Ce furent 5500 barils de pétrole de l’entreprise Pluspetrol qui s’écoulèrent dans la nature, et cet épisode aura un impact écologique sur les 20 années à venir, selon l’Institut d’Investigations de l’Amazonie péruvienne. Pluspetrol reçut une douzaine d’amendes pour infractions à l’environnement mais ne les paya jamais…
Tous ces déversements se produisent non seulement par la rupture des conduites mais aussi par les activités dérivées de l’exploitation des gisements, les accidents de camions-citernes sur les routes, les avaries dans les bacs qui transportent les hydrocarbures, etc.

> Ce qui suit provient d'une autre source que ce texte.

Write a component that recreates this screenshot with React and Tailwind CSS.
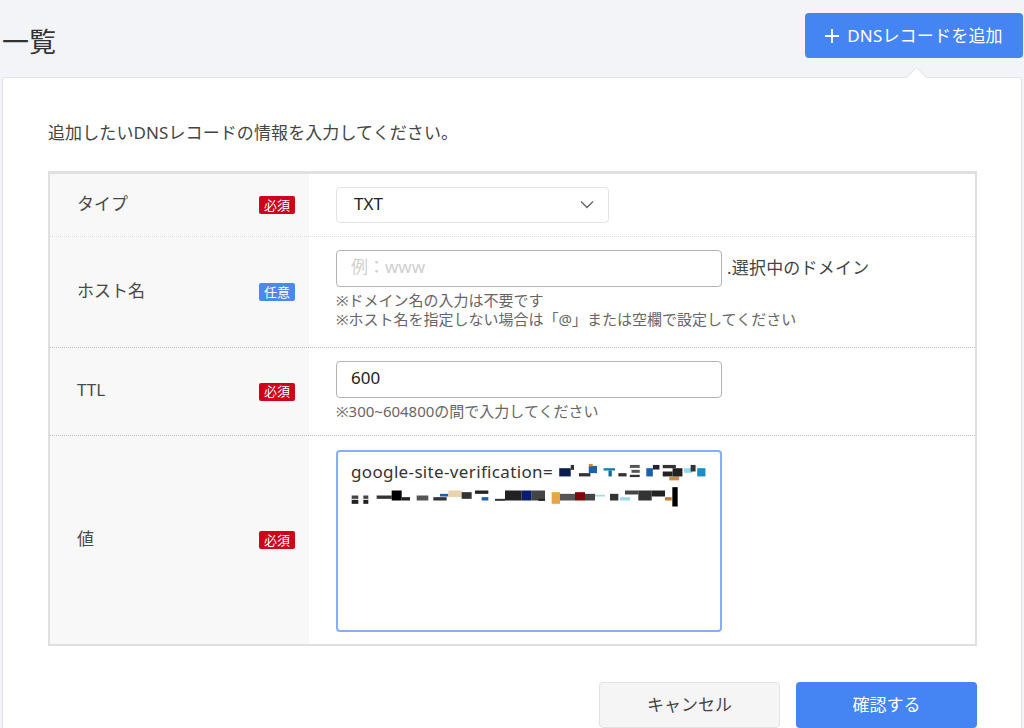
const F = '[font-family:"Noto_Sans","Noto_Sans_CJK_JP",sans-serif]';

function Badge({ optional }) {
  return (
    <span className={`flex h-[18px] w-[36px] items-center justify-center rounded-[2px] text-[13px] leading-none text-white ${optional ? "bg-[#4a88f2]" : "bg-[#d0021b]"}`}>
      {optional ? "任意" : "必須"}
    </span>
  );
}

function Row({ label, optional, height, last, faint, children }) {
  return (
    <div className={`flex ${height} ${last ? "" : faint ? "border-b border-dotted border-[#dcdcdc]" : "border-b border-dotted border-[#bdbdbd]"}`}>
      <div className="flex w-[259px] shrink-0 items-center justify-between bg-[#f8f8f8] pl-[27px] pr-[14px]">
        <span className="pb-[4px] text-[17px] leading-none text-[#4a4a4a]">{label}</span>
        <Badge optional={optional} />
      </div>
      <div className="min-w-0 flex-1 pl-[27px]">{children}</div>
    </div>
  );
}

const noise1 = [
  [715,85,35,25,"#0b1b4d"],[750,75,10,15,"#333"],[775,100,35,10,"#333"],[805,78,25,22,"#1a5fb0"],[805,72,12,8,"#c98a2d"],[850,85,35,7,"#0d7db0"],[865,92,10,18,"#0d6d9a"],[895,100,25,10,"#333"],[930,75,30,9,"#555"],[935,90,25,9,"#555"],[930,105,30,7,"#333"],[980,85,20,25,"#1a5fb0"],[1000,75,20,14,"#223"],[1030,75,40,10,"#333"],[1030,95,30,15,"#222"],[1050,110,30,12,"#c98a4a"],[1060,85,30,25,"#222"],[1095,85,25,14,"#8edaf0"],[1115,75,15,20,"#333"],[1135,85,25,25,"#1a8cc7"]
];
const noise2 = [
  [100,165,20,10,"#444"],[100,178,20,12,"#222"],[135,165,15,10,"#444"],[135,178,15,12,"#222"],[175,165,45,10,"#333"],[220,150,30,30,"#000"],[250,170,25,10,"#222"],[295,165,35,15,"#555"],[345,170,40,10,"#333"],[365,160,25,8,"#1a5fb0"],[390,150,40,20,"#e9d4b0"],[430,155,30,20,"#333"],[470,150,40,10,"#222"],[490,170,20,10,"#1a5fb0"],[530,175,30,6,"#333"],[560,150,50,30,"#222"],[610,150,30,30,"#0c1a70"],[640,150,40,30,"#444"],[660,175,20,6,"#222"],[700,155,25,35,"#e8a548"],[725,160,45,20,"#555"],[770,155,30,25,"#7a0a0a"],[800,160,30,20,"#444"],[830,163,30,5,"#9fd8f0"],[875,160,25,20,"#333"],[920,150,40,12,"#444"],[905,170,30,10,"#9fd8f0"],[960,150,40,30,"#333"],[1000,150,40,18,"#222"],[1040,170,20,10,"#c47a2b"]
];

export default function App() {
  return (
    <div className={`relative h-[728px] w-[1024px] overflow-hidden bg-[#f3f4f8] pt-[2px] ${F}`}>
      <header className="flex h-[75px] items-start justify-between pl-[2px] pr-[1px]">
        <h1 className="mt-[24px] text-[27px] font-normal leading-[32px] text-[#333]">一覧</h1>
        <button className="mt-[11px] flex h-[45px] w-[218px] items-center justify-center gap-[8px] rounded-[4px] bg-[#4485f3] text-[17px] tracking-[0.2px] text-white">
          <svg width="14" height="14" viewBox="0 0 14 14" fill="none" stroke="white" strokeWidth="1.8"><path d="M7 0v14M0 7h14" /></svg>
          <span>DNSレコードを追加</span>
        </button>
      </header>

      <main className="relative mx-[2px] h-[660px] rounded-t-[3px] border border-[#e4e4e4] bg-white pl-[45px] pr-[44px] pt-[44px] shadow-[0_0_2px_rgba(0,0,0,0.05)]">
        <span className="absolute right-[97px] top-[-8px] h-[15px] w-[15px] rotate-45 border-l border-t border-[#e4e4e4] bg-white" />
        <p className="text-[17px] leading-[22px] tracking-[0.1px] text-[#444]">追加したいDNSレコードの情報を入力してください。</p>

        <div className="mt-[27px] h-[475px] border-x-2 border-b-2 border-t-[3px] border-[#e0e0e0]">
          <Row label="タイプ" height="h-[63px]" faint>
            <div className="mt-[13px] flex h-[36px] w-[273px] items-center justify-between rounded-[4px] border border-[#e4e4e4] pb-[2px] pl-[17px] pr-[13px] text-[17px] text-[#222]">
              <span>TXT</span>
              <svg width="16" height="9" viewBox="0 0 16 9" fill="none" stroke="#666" strokeWidth="1.4"><path d="M2 1.5l6 6 6-6" /></svg>
            </div>
          </Row>
          <Row label="ホスト名" optional height="h-[111px]">
            <div className="mt-[13px] flex items-center">
              <div className="flex h-[37px] w-[386px] items-center rounded-[4px] border border-[#b4b4b4] pb-[3px] pl-[14px] text-[17px] text-[#cfcfcf]">例：www</div>
              <span className="ml-[5px] pb-[3px] text-[17px] leading-none tracking-[0.2px] text-[#444]">.選択中のドメイン</span>
            </div>
            <p className="mt-[4px] text-[15px] leading-[19px] text-[#666]">※ドメイン名の入力は不要です<br />※ホスト名を指定しない場合は「@」または空欄で設定してください</p>
          </Row>
          <Row label="TTL" height="h-[88px]">
            <div className="mt-[13px] flex h-[37px] w-[386px] items-center rounded-[4px] border border-[#b4b4b4] pb-[3px] pl-[14px] text-[17px] text-[#222]">600</div>
            <p className="mt-[4px] text-[15px] leading-[19px] text-[#666]">※300~604800の間で入力してください</p>
          </Row>
          <Row label="値" height="h-[208px]" last>
            <div className="mt-[14px] h-[182px] w-[386px] rounded-[4px] border-2 border-[#86aff8] pl-[13px] pt-[8px]">
              <div className="flex h-[23px] items-center text-[17px] leading-none tracking-[0.35px] text-[#333]">
                <span>google-site-verification=</span>
                <svg className="shrink-0" width="157" height="23" viewBox="700 60 470 70">
                  {noise1.map(([x, y, w, h, c], i) => <rect key={i} x={x} y={y} width={w} height={h} fill={c} />)}
                </svg>
              </div>
              <svg className="ml-[-1px] mt-[4px] block" width="330" height="22" viewBox="95 140 990 65">
                {noise2.map(([x, y, w, h, c], i) => <rect key={i} x={x} y={y} width={w} height={h} fill={c} />)}
                <rect x="1062" y="140" width="16" height="58" fill="#000" />
              </svg>
            </div>
          </Row>
        </div>

        <div className="mt-[36px] flex justify-end gap-[16px]">
          <button className="h-[46px] w-[181px] rounded-[4px] border border-[#e2e2e2] bg-[#f5f5f5] text-[17px] text-[#444]">キャンセル</button>
          <button className="h-[46px] w-[181px] rounded-[4px] bg-[#4485f3] text-[17px] text-white">確認する</button>
        </div>
      </main>
    </div>
  );
}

Les « accidents » comme ceux enregistrés dans les régions de Loreto et Amazonas ne sont pas dus au hasard. Ils font partie du commerce du pétrole. Un épisode de déversement pétrolier tous les 3 mois cesse d’être une éventualité pour devenir une certitude. Cette année un troisième écoulement a été dénoncé le 16 février dans la région de Cajamarca mais Petroperu informa qu’il s’agissait d’un « écoulement contrôlé » dû à des travaux de maintenance.
Chaque fois les autorités réagissent avec des amendes et annoncent de nouvelles exigences auprès des entreprises. Mais la seule certitude est que rien ne change… Et les communautés qui vivent près de la forêt continuent de souffrir des effets d’un négoce qui alimente le confort et le style de vie des autres qui vivent à des centaines de km des lieux impactés.